* _PROBLEM DESCRIPTION_
Go through the lines below. Copy those with "page".

* _TASK INPUT_
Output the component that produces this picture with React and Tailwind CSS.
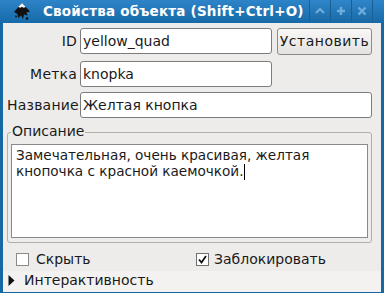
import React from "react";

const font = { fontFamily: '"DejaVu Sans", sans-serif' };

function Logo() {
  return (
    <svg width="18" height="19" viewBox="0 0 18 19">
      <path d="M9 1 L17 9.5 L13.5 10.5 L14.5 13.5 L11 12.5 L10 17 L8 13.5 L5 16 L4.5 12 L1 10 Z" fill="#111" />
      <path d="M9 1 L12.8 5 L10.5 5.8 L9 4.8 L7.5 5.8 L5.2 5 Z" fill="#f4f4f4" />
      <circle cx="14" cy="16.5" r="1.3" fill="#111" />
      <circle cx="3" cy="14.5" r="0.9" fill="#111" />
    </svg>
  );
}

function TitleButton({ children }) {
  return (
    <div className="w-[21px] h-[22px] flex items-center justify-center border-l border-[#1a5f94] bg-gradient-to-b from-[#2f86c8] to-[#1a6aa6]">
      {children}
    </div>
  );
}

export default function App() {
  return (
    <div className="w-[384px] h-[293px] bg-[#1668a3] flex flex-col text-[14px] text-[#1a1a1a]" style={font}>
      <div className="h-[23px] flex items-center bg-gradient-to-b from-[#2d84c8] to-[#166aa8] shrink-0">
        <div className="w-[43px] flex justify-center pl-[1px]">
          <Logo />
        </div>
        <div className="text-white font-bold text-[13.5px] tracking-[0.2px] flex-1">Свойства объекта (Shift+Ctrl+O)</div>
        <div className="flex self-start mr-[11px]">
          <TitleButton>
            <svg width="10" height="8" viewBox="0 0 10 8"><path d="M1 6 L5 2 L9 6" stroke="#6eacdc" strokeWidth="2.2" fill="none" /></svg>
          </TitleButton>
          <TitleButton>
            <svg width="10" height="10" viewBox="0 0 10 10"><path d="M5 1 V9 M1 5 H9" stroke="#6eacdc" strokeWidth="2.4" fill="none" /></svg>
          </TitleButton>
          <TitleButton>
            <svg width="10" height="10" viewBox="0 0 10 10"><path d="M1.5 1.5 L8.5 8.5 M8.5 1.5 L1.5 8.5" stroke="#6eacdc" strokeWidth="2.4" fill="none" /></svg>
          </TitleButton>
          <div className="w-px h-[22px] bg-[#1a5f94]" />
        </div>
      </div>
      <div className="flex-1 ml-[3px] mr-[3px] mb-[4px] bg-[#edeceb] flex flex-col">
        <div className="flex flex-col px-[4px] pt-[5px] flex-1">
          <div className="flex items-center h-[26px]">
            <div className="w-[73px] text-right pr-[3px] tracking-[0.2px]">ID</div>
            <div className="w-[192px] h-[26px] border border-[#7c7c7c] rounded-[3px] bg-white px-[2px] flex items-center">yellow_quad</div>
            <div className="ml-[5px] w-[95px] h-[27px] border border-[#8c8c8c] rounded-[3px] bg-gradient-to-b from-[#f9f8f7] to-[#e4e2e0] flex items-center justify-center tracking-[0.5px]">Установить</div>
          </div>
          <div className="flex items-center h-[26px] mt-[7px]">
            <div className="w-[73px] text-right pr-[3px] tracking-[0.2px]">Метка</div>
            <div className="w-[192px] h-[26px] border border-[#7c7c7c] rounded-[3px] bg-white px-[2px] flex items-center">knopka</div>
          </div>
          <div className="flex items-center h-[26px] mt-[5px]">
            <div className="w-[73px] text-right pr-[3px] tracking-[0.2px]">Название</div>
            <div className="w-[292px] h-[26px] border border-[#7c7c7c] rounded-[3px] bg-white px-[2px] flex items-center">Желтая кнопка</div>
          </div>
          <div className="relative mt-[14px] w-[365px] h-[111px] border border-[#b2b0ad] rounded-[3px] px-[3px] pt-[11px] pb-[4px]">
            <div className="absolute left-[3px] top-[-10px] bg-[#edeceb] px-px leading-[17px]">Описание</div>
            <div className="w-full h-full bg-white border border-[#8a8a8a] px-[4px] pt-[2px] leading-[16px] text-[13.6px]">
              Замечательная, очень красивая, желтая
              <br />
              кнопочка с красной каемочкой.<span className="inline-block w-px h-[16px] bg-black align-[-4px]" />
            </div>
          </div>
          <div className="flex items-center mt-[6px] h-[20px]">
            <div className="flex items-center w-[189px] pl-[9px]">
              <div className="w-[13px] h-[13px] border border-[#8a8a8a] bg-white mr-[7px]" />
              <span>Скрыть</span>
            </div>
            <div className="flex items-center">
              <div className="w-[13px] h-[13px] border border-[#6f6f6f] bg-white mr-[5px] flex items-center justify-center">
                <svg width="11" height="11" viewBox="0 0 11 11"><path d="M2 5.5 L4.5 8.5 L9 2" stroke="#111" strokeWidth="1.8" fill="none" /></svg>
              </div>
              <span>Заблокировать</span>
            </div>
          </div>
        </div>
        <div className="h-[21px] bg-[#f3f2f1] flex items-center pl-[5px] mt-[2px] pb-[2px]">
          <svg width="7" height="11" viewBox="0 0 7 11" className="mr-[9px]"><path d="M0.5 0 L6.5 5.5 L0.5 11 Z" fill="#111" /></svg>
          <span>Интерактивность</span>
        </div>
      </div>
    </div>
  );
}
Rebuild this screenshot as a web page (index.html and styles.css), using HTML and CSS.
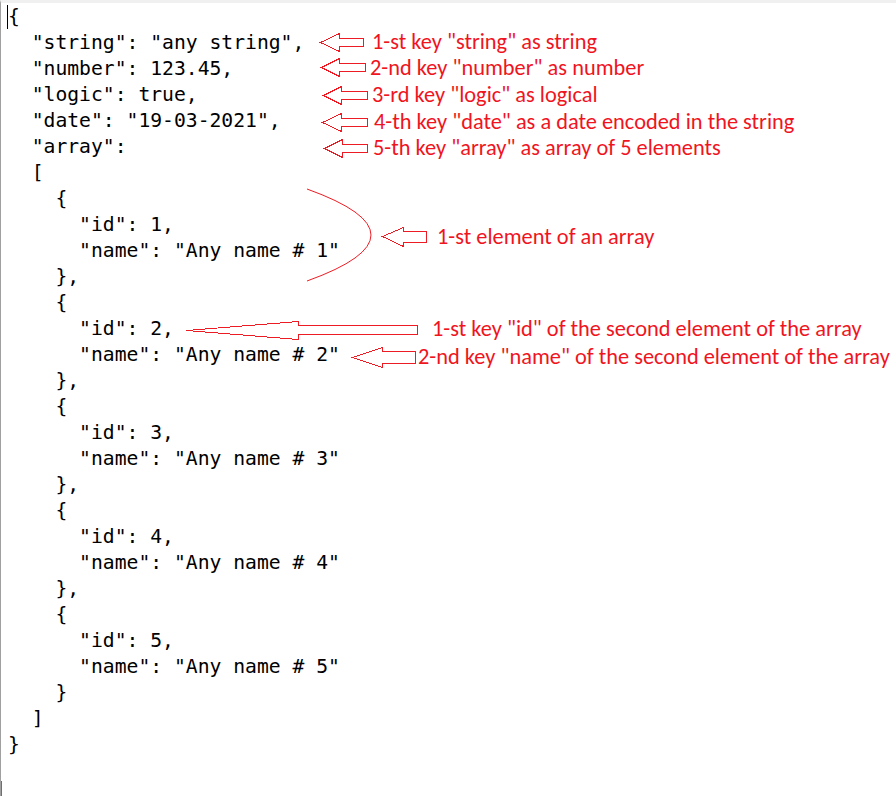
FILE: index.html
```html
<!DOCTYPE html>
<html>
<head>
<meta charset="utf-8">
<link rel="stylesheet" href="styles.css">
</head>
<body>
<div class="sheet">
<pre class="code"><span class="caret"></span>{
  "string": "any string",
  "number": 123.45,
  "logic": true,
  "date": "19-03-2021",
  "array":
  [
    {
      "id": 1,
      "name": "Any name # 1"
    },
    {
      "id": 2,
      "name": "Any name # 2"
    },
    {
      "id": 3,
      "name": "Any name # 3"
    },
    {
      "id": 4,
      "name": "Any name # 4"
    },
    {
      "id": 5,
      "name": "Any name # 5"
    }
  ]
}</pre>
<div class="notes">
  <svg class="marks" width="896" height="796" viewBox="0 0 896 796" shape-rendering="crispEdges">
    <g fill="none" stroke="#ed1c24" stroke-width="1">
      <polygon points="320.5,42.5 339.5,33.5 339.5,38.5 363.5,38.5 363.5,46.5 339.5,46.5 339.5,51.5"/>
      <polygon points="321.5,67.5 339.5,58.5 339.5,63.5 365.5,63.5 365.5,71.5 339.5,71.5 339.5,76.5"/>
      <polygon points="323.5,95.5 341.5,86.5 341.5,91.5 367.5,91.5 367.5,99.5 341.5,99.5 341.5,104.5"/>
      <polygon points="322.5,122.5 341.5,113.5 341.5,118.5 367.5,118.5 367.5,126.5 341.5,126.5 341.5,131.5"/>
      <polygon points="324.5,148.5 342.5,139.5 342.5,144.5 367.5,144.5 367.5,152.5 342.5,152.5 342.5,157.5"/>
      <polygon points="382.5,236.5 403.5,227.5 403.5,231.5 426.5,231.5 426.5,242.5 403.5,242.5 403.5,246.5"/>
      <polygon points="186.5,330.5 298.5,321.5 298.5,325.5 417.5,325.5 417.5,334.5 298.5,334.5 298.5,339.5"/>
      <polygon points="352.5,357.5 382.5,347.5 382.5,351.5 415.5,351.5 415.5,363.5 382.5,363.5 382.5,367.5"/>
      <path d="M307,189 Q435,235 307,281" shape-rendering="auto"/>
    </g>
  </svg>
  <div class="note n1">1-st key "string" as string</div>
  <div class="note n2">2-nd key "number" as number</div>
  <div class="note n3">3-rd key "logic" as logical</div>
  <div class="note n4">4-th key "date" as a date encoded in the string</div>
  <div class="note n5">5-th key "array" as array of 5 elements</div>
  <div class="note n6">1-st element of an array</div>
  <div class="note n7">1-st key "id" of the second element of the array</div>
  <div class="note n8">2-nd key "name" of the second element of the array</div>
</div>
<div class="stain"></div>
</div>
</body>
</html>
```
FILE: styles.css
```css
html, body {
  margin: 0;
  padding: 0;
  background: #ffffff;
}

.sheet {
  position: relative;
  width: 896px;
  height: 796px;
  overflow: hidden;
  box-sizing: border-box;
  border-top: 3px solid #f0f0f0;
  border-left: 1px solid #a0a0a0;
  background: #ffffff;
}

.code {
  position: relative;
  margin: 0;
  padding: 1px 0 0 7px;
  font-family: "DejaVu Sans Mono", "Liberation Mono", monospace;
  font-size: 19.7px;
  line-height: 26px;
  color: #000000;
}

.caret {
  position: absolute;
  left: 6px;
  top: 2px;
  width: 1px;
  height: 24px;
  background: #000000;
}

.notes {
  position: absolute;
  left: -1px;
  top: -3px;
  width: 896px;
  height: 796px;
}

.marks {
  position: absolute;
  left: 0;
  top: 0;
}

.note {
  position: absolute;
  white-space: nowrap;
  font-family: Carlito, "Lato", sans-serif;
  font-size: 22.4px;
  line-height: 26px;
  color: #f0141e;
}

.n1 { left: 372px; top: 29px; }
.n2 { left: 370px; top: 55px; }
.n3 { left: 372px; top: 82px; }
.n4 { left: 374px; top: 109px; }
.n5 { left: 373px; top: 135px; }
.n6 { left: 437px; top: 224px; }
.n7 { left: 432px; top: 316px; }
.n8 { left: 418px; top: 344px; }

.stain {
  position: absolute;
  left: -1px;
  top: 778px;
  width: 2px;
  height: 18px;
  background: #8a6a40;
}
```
...
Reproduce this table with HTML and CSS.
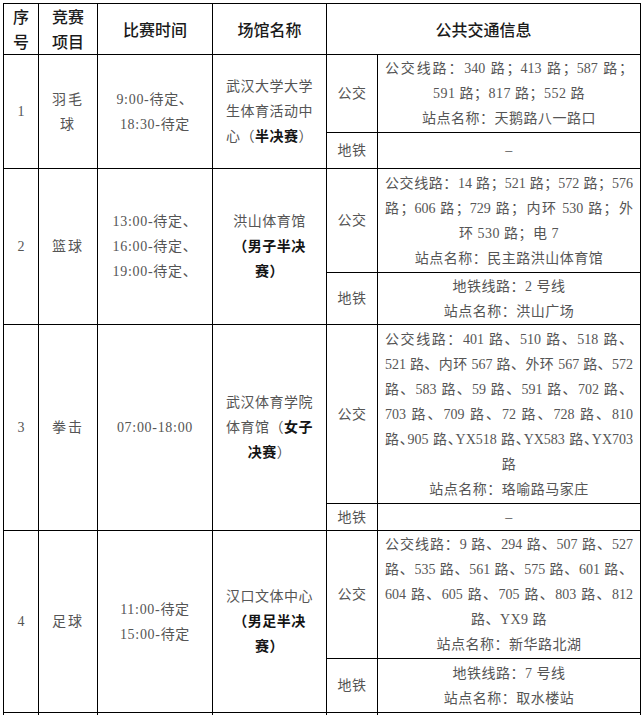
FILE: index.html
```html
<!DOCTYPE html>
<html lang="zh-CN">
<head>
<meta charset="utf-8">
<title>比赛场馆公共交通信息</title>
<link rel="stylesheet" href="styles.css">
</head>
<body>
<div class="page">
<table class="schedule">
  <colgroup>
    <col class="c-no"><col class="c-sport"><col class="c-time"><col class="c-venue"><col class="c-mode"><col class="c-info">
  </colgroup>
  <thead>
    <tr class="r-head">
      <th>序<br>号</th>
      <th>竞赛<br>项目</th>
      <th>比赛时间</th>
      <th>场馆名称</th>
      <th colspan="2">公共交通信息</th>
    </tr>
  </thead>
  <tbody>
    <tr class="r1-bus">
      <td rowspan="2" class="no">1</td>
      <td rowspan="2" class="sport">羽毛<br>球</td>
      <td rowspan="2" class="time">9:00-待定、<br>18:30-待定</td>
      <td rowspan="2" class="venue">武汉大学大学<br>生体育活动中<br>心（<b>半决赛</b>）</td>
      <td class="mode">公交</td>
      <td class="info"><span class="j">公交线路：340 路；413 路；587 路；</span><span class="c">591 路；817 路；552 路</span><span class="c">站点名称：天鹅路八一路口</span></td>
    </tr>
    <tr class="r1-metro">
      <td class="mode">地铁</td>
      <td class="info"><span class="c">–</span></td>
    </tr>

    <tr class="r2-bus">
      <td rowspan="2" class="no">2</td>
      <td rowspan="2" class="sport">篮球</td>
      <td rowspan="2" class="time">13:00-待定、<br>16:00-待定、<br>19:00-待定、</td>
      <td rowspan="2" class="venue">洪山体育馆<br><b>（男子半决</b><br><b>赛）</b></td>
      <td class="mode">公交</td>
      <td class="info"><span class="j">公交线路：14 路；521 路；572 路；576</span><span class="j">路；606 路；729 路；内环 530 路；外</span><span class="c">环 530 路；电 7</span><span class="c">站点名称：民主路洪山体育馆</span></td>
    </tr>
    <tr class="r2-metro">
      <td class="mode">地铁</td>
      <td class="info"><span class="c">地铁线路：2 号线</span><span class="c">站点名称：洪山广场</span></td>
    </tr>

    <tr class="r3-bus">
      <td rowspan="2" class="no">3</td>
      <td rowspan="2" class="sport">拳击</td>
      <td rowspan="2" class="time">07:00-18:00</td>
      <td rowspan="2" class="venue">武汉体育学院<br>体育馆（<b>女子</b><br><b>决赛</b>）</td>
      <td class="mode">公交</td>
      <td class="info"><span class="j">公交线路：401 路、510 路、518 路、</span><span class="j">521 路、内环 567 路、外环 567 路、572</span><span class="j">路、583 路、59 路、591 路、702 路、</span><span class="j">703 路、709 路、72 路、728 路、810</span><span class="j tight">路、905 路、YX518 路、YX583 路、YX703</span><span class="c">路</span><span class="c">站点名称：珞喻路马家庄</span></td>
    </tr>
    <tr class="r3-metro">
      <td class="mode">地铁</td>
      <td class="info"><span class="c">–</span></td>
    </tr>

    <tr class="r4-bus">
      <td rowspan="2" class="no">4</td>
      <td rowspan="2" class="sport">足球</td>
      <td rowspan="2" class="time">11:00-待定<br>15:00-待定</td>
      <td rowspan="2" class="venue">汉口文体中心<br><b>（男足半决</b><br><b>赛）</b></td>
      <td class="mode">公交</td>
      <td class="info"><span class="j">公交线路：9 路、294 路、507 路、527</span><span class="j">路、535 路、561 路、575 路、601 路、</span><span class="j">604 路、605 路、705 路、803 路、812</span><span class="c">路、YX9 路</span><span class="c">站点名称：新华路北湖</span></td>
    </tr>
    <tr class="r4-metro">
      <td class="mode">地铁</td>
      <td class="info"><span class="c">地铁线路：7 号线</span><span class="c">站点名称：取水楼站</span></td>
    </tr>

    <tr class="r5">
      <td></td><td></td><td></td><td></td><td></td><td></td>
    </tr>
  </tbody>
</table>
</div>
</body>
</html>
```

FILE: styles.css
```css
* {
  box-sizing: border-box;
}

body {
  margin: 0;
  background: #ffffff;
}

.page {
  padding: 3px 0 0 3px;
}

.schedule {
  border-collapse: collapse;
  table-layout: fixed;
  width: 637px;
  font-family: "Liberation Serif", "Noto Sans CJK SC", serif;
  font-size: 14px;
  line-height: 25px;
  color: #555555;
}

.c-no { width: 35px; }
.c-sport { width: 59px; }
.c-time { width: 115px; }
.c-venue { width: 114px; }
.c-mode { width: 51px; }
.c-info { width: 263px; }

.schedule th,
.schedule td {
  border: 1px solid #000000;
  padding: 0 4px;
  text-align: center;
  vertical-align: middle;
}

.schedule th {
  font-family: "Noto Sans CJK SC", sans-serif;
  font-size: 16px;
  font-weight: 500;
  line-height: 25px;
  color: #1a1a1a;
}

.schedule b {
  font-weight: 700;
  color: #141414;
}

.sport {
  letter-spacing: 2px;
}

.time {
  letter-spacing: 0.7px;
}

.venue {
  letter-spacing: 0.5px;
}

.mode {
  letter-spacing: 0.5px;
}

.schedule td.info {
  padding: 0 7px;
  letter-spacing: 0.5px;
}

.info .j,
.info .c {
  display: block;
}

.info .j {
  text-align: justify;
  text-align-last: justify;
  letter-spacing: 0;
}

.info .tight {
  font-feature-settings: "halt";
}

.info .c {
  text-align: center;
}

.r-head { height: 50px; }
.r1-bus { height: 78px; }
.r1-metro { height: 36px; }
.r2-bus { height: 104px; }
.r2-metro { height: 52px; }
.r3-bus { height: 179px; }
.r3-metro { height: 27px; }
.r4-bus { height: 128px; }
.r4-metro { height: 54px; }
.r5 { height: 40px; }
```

* _FULL SOLUTION_
Rebuild this screenshot as a web page (index.html and styles.css), using HTML and CSS.
<div class="page">
.page {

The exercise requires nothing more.